BEGIN STORED DATA

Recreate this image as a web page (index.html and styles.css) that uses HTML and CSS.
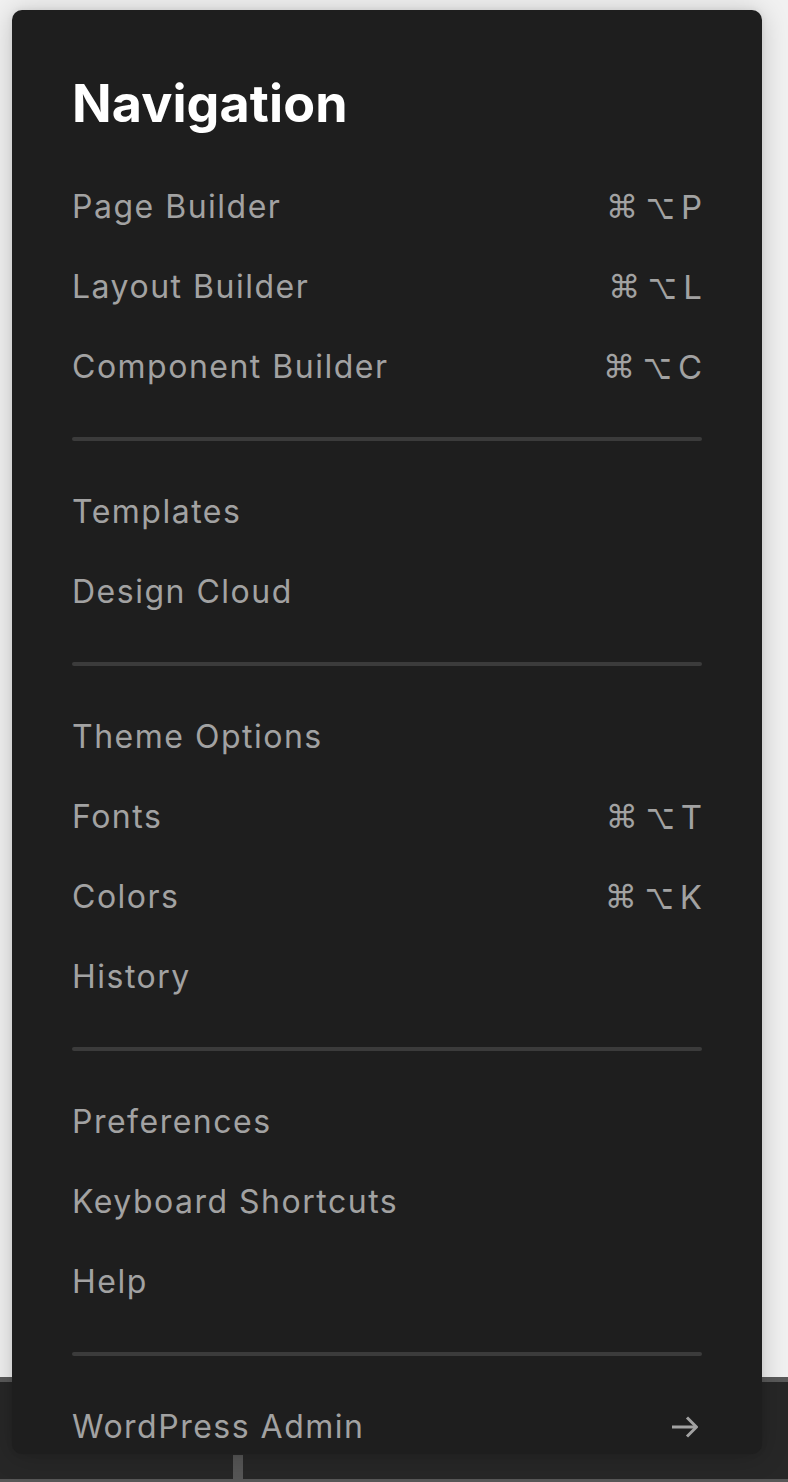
FILE: index.html
```html
<!DOCTYPE html>
<html lang="en">
<head>
<meta charset="utf-8">
<title>Navigation</title>
<link rel="stylesheet" href="styles.css">
</head>
<body>
<div class="app">
  <div class="canvas"></div>
  <div class="toolbar"><span class="toolbar-sep"></span></div>
</div>

<nav class="panel">
  <h1 class="panel-title">Navigation</h1>

  <ul class="group">
    <li class="item"><span class="label">Page Builder</span><span class="keys"><span class="sym">⌘</span><span class="sym opt">⌥</span><span class="key">P</span></span></li>
    <li class="item"><span class="label">Layout Builder</span><span class="keys"><span class="sym">⌘</span><span class="sym opt">⌥</span><span class="key">L</span></span></li>
    <li class="item"><span class="label">Component Builder</span><span class="keys"><span class="sym">⌘</span><span class="sym opt">⌥</span><span class="key">C</span></span></li>
  </ul>
  <hr class="rule">
  <ul class="group">
    <li class="item"><span class="label">Templates</span></li>
    <li class="item"><span class="label">Design Cloud</span></li>
  </ul>
  <hr class="rule">
  <ul class="group">
    <li class="item"><span class="label">Theme Options</span></li>
    <li class="item"><span class="label">Fonts</span><span class="keys"><span class="sym">⌘</span><span class="sym opt">⌥</span><span class="key">T</span></span></li>
    <li class="item"><span class="label">Colors</span><span class="keys"><span class="sym">⌘</span><span class="sym opt">⌥</span><span class="key">K</span></span></li>
    <li class="item"><span class="label">History</span></li>
  </ul>
  <hr class="rule">
  <ul class="group">
    <li class="item"><span class="label">Preferences</span></li>
    <li class="item"><span class="label">Keyboard Shortcuts</span></li>
    <li class="item"><span class="label">Help</span></li>
  </ul>
  <hr class="rule">
  <ul class="group">
    <li class="item"><span class="label">WordPress Admin</span>
      <svg class="arrow" width="26" height="22" viewBox="0 0 26 22" fill="none" stroke="currentColor" stroke-width="3" stroke-linecap="butt" stroke-linejoin="miter"><path d="M0 11 H23"/><path d="M15 1.5 L24.5 11 L15 20.5"/></svg>
    </li>
  </ul>
</nav>
</body>
</html>
```

FILE: styles.css
```css
* { box-sizing: border-box; }

html, body {
  margin: 0;
  padding: 0;
}

body {
  background: #f1f1f1;
  font-family: Inter, "Noto Sans", "Liberation Sans", sans-serif;
  width: 788px;
  height: 1482px;
  overflow: hidden;
  position: relative;
}

.app {
  display: flex;
  flex-direction: column;
  height: 1482px;
}

.canvas {
  height: 1377px;
  background: #f1f1f1;
}

.toolbar {
  flex: 1;
  background: #272727;
  border-top: 5px solid #5a5a5a;
  border-bottom: 3px solid #575757;
  display: flex;
  align-items: flex-end;
  padding-left: 233px;
}

.toolbar-sep {
  width: 10px;
  height: 24px;
  background: #565656;
}

.panel {
  position: absolute;
  top: 10px;
  left: 12px;
  width: 750px;
  height: 1444px;
  background: #1e1e1e;
  border-radius: 10px;
  box-shadow: 0 2px 28px rgba(0, 0, 0, 0.2), 0 0 6px rgba(0, 0, 0, 0.08);
  padding: 62px 60px 0;
  overflow: hidden;
}

.panel-title {
  margin: 0 0 31px;
  font-size: 52px;
  line-height: 64px;
  font-weight: 700;
  color: #ffffff;
  letter-spacing: 0.1px;
}

.group {
  list-style: none;
  margin: 0;
  padding: 0;
}

.item {
  height: 80px;
  display: flex;
  align-items: center;
  justify-content: space-between;
  color: #a2a2a2;
  font-size: 32px;
  line-height: 80px;
}

.label {
  letter-spacing: 1.5px;
}

.keys {
  display: flex;
  align-items: center;
  gap: 8px;
}

.sym {
  font-family: "DejaVu Sans", sans-serif;
  font-size: 32px;
}

.opt {
  display: inline-block;
  font-size: 35px;
  width: 27px;
  white-space: nowrap;
  transform: scaleX(0.7);
  transform-origin: left center;
}

.key {
  font-size: 33px;
}

.arrow {
  color: #a2a2a2;
  margin-right: 4px;
}

.rule {
  border: 0;
  height: 4px;
  margin: 30px 0 31px;
  background: #3b3b3b;
  border-radius: 2px;
}
```
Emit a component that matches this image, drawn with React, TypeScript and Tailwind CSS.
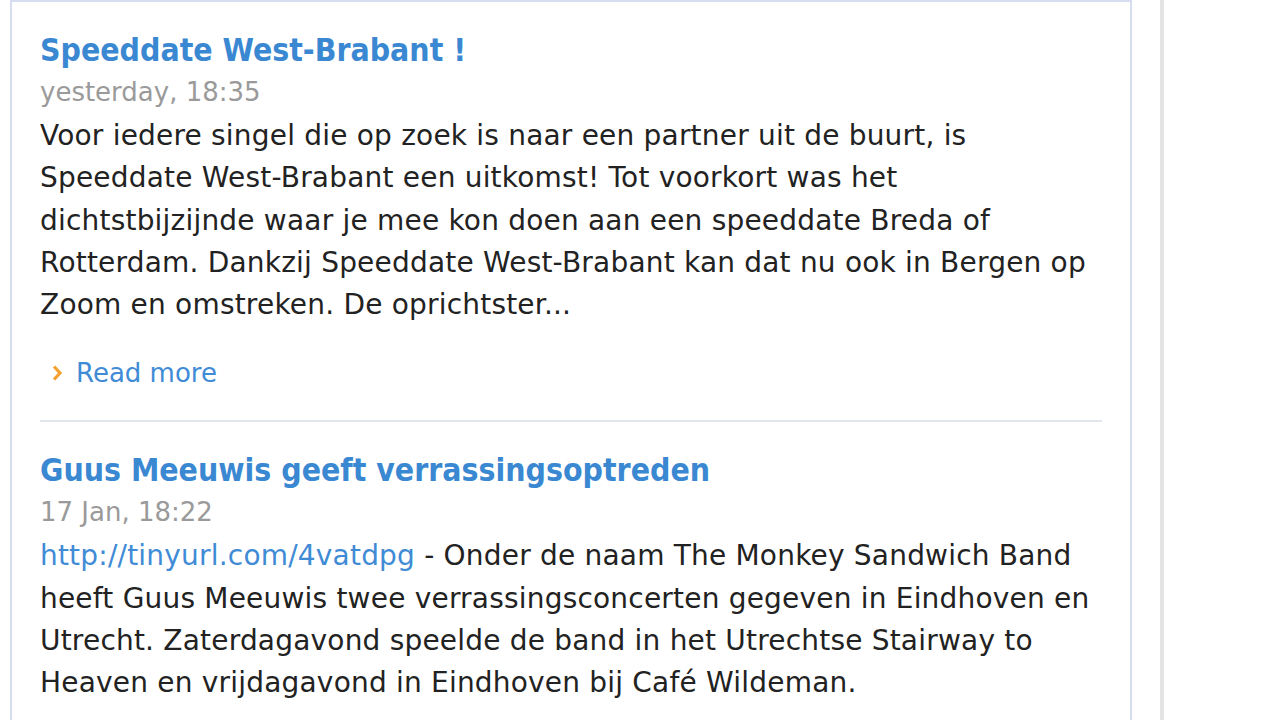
import React from "react";

type Post = {
  title: string;
  date: string;
  link?: string;
  body: string;
  more?: boolean;
};

const posts: Post[] = [
  {
    title: "Speeddate West-Brabant !",
    date: "yesterday, 18:35",
    body:
      "Voor iedere singel die op zoek is naar een partner uit de buurt, is Speeddate West-Brabant een uitkomst! Tot voorkort was het dichtstbijzijnde waar je mee kon doen aan een speeddate Breda of Rotterdam. Dankzij Speeddate West-Brabant kan dat nu ook in Bergen op Zoom en omstreken. De oprichtster...",
    more: true,
  },
  {
    title: "Guus Meeuwis geeft verrassingsoptreden",
    date: "17 Jan, 18:22",
    link: "http://tinyurl.com/4vatdpg",
    body:
      "- Onder de naam The Monkey Sandwich Band heeft Guus Meeuwis twee verrassingsconcerten gegeven in Eindhoven en Utrecht. Zaterdagavond speelde de band in het Utrechtse Stairway to Heaven en vrijdagavond in Eindhoven bij Café Wildeman.",
  },
];

export default function App() {
  return (
    <div className="min-h-screen bg-white font-['DejaVu_Sans',Verdana,sans-serif]">
      <div className="w-[1164px] min-h-screen pl-[10px] pr-[28px] border-r-4 border-[#e4e4e4]">
        <div className="border-2 border-b-0 border-[#d6ddf0] min-h-screen pl-[28px] pr-[28px] pt-[28px]">
          {posts.map((p, i) => (
            <div key={i}>
              {i > 0 && <div className="h-[2px] bg-[#e1e6ec] mt-[26px] mb-[28px]" />}
              <h2 className="font-['DejaVu_Sans_Condensed','DejaVu_Sans',sans-serif] font-bold text-[31.7px] leading-[40px] text-[#3a88d2]">
                {p.title}
              </h2>
              <div className="mt-[1px] text-[26px] leading-[42px] text-[#9a9a9a]">{p.date}</div>
              <p className="mt-[2px] text-[28px] tracking-[0.2px] leading-[42.25px] text-[#222]">
                {p.link && <a className="text-[#3f8bd6]">{p.link}</a>}
                {p.link ? " " : ""}
                {p.body}
              </p>
              {p.more && (
                <div className="mt-[26px] flex items-center gap-[13px] pl-[12px] text-[26px] leading-[42px] text-[#3f8bd6]">
                  <svg width="11" height="18" viewBox="0 0 11 18">
                    <path d="M2 2.5 L8 9 L2 15.5" fill="none" stroke="#f5a030" strokeWidth="3.2" />
                  </svg>
                  <span>Read more</span>
                </div>
              )}
            </div>
          ))}
        </div>
      </div>
    </div>
  );
}
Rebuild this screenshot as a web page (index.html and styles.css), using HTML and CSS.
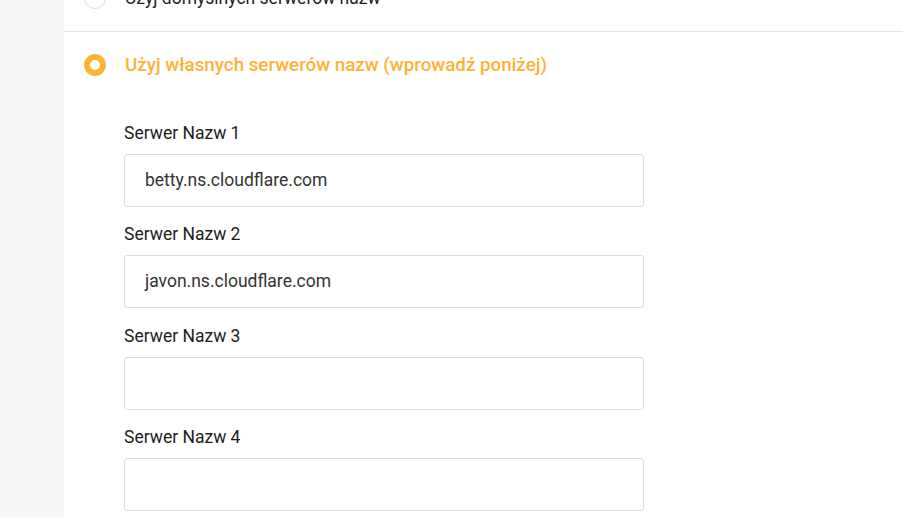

END STORED DATA

> **PROBLEM TO WORK ON**: Print the records word for word and exclude any picture they hold.

> **OUTPUT OF THE TASK**:
Recreate this image as a web page (index.html and styles.css) that uses HTML and CSS.
FILE: index.html
```html
<!DOCTYPE html>
<html lang="en">
<head>
<meta charset="utf-8">
<title>Navigation</title>
<link rel="stylesheet" href="styles.css">
</head>
<body>
<div class="app">
  <div class="canvas"></div>
  <div class="toolbar"><span class="toolbar-sep"></span></div>
</div>

<nav class="panel">
  <h1 class="panel-title">Navigation</h1>

  <ul class="group">
    <li class="item"><span class="label">Page Builder</span><span class="keys"><span class="sym">⌘</span><span class="sym opt">⌥</span><span class="key">P</span></span></li>
    <li class="item"><span class="label">Layout Builder</span><span class="keys"><span class="sym">⌘</span><span class="sym opt">⌥</span><span class="key">L</span></span></li>
    <li class="item"><span class="label">Component Builder</span><span class="keys"><span class="sym">⌘</span><span class="sym opt">⌥</span><span class="key">C</span></span></li>
  </ul>
  <hr class="rule">
  <ul class="group">
    <li class="item"><span class="label">Templates</span></li>
    <li class="item"><span class="label">Design Cloud</span></li>
  </ul>
  <hr class="rule">
  <ul class="group">
    <li class="item"><span class="label">Theme Options</span></li>
    <li class="item"><span class="label">Fonts</span><span class="keys"><span class="sym">⌘</span><span class="sym opt">⌥</span><span class="key">T</span></span></li>
    <li class="item"><span class="label">Colors</span><span class="keys"><span class="sym">⌘</span><span class="sym opt">⌥</span><span class="key">K</span></span></li>
    <li class="item"><span class="label">History</span></li>
  </ul>
  <hr class="rule">
  <ul class="group">
    <li class="item"><span class="label">Preferences</span></li>
    <li class="item"><span class="label">Keyboard Shortcuts</span></li>
    <li class="item"><span class="label">Help</span></li>
  </ul>
  <hr class="rule">
  <ul class="group">
    <li class="item"><span class="label">WordPress Admin</span>
      <svg class="arrow" width="26" height="22" viewBox="0 0 26 22" fill="none" stroke="currentColor" stroke-width="3" stroke-linecap="butt" stroke-linejoin="miter"><path d="M0 11 H23"/><path d="M15 1.5 L24.5 11 L15 20.5"/></svg>
    </li>
  </ul>
</nav>
</body>
</html>
```

FILE: styles.css
```css
* { box-sizing: border-box; }

html, body {
  margin: 0;
  padding: 0;
}

body {
  background: #f1f1f1;
  font-family: Inter, "Noto Sans", "Liberation Sans", sans-serif;
  width: 788px;
  height: 1482px;
  overflow: hidden;
  position: relative;
}

.app {
  display: flex;
  flex-direction: column;
  height: 1482px;
}

.canvas {
  height: 1377px;
  background: #f1f1f1;
}

.toolbar {
  flex: 1;
  background: #272727;
  border-top: 5px solid #5a5a5a;
  border-bottom: 3px solid #575757;
  display: flex;
  align-items: flex-end;
  padding-left: 233px;
}

.toolbar-sep {
  width: 10px;
  height: 24px;
  background: #565656;
}

.panel {
  position: absolute;
  top: 10px;
  left: 12px;
  width: 750px;
  height: 1444px;
  background: #1e1e1e;
  border-radius: 10px;
  box-shadow: 0 2px 28px rgba(0, 0, 0, 0.2), 0 0 6px rgba(0, 0, 0, 0.08);
  padding: 62px 60px 0;
  overflow: hidden;
}

.panel-title {
  margin: 0 0 31px;
  font-size: 52px;
  line-height: 64px;
  font-weight: 700;
  color: #ffffff;
  letter-spacing: 0.1px;
}

.group {
  list-style: none;
  margin: 0;
  padding: 0;
}

.item {
  height: 80px;
  display: flex;
  align-items: center;
  justify-content: space-between;
  color: #a2a2a2;
  font-size: 32px;
  line-height: 80px;
}

.label {
  letter-spacing: 1.5px;
}

.keys {
  display: flex;
  align-items: center;
  gap: 8px;
}

.sym {
  font-family: "DejaVu Sans", sans-serif;
  font-size: 32px;
}

.opt {
  display: inline-block;
  font-size: 35px;
  width: 27px;
  white-space: nowrap;
  transform: scaleX(0.7);
  transform-origin: left center;
}

.key {
  font-size: 33px;
}

.arrow {
  color: #a2a2a2;
  margin-right: 4px;
}

.rule {
  border: 0;
  height: 4px;
  margin: 30px 0 31px;
  background: #3b3b3b;
  border-radius: 2px;
}
```
Emit a component that matches this image, drawn with React, TypeScript and Tailwind CSS.
import React from "react";

type Post = {
  title: string;
  date: string;
  link?: string;
  body: string;
  more?: boolean;
};

const posts: Post[] = [
  {
    title: "Speeddate West-Brabant !",
    date: "yesterday, 18:35",
    body:
      "Voor iedere singel die op zoek is naar een partner uit de buurt, is Speeddate West-Brabant een uitkomst! Tot voorkort was het dichtstbijzijnde waar je mee kon doen aan een speeddate Breda of Rotterdam. Dankzij Speeddate West-Brabant kan dat nu ook in Bergen op Zoom en omstreken. De oprichtster...",
    more: true,
  },
  {
    title: "Guus Meeuwis geeft verrassingsoptreden",
    date: "17 Jan, 18:22",
    link: "http://tinyurl.com/4vatdpg",
    body:
      "- Onder de naam The Monkey Sandwich Band heeft Guus Meeuwis twee verrassingsconcerten gegeven in Eindhoven en Utrecht. Zaterdagavond speelde de band in het Utrechtse Stairway to Heaven en vrijdagavond in Eindhoven bij Café Wildeman.",
  },
];

export default function App() {
  return (
    <div className="min-h-screen bg-white font-['DejaVu_Sans',Verdana,sans-serif]">
      <div className="w-[1164px] min-h-screen pl-[10px] pr-[28px] border-r-4 border-[#e4e4e4]">
        <div className="border-2 border-b-0 border-[#d6ddf0] min-h-screen pl-[28px] pr-[28px] pt-[28px]">
          {posts.map((p, i) => (
            <div key={i}>
              {i > 0 && <div className="h-[2px] bg-[#e1e6ec] mt-[26px] mb-[28px]" />}
              <h2 className="font-['DejaVu_Sans_Condensed','DejaVu_Sans',sans-serif] font-bold text-[31.7px] leading-[40px] text-[#3a88d2]">
                {p.title}
              </h2>
              <div className="mt-[1px] text-[26px] leading-[42px] text-[#9a9a9a]">{p.date}</div>
              <p className="mt-[2px] text-[28px] tracking-[0.2px] leading-[42.25px] text-[#222]">
                {p.link && <a className="text-[#3f8bd6]">{p.link}</a>}
                {p.link ? " " : ""}
                {p.body}
              </p>
              {p.more && (
                <div className="mt-[26px] flex items-center gap-[13px] pl-[12px] text-[26px] leading-[42px] text-[#3f8bd6]">
                  <svg width="11" height="18" viewBox="0 0 11 18">
                    <path d="M2 2.5 L8 9 L2 15.5" fill="none" stroke="#f5a030" strokeWidth="3.2" />
                  </svg>
                  <span>Read more</span>
                </div>
              )}
            </div>
          ))}
        </div>
      </div>
    </div>
  );
}
Rebuild this screenshot as a web page (index.html and styles.css), using HTML and CSS.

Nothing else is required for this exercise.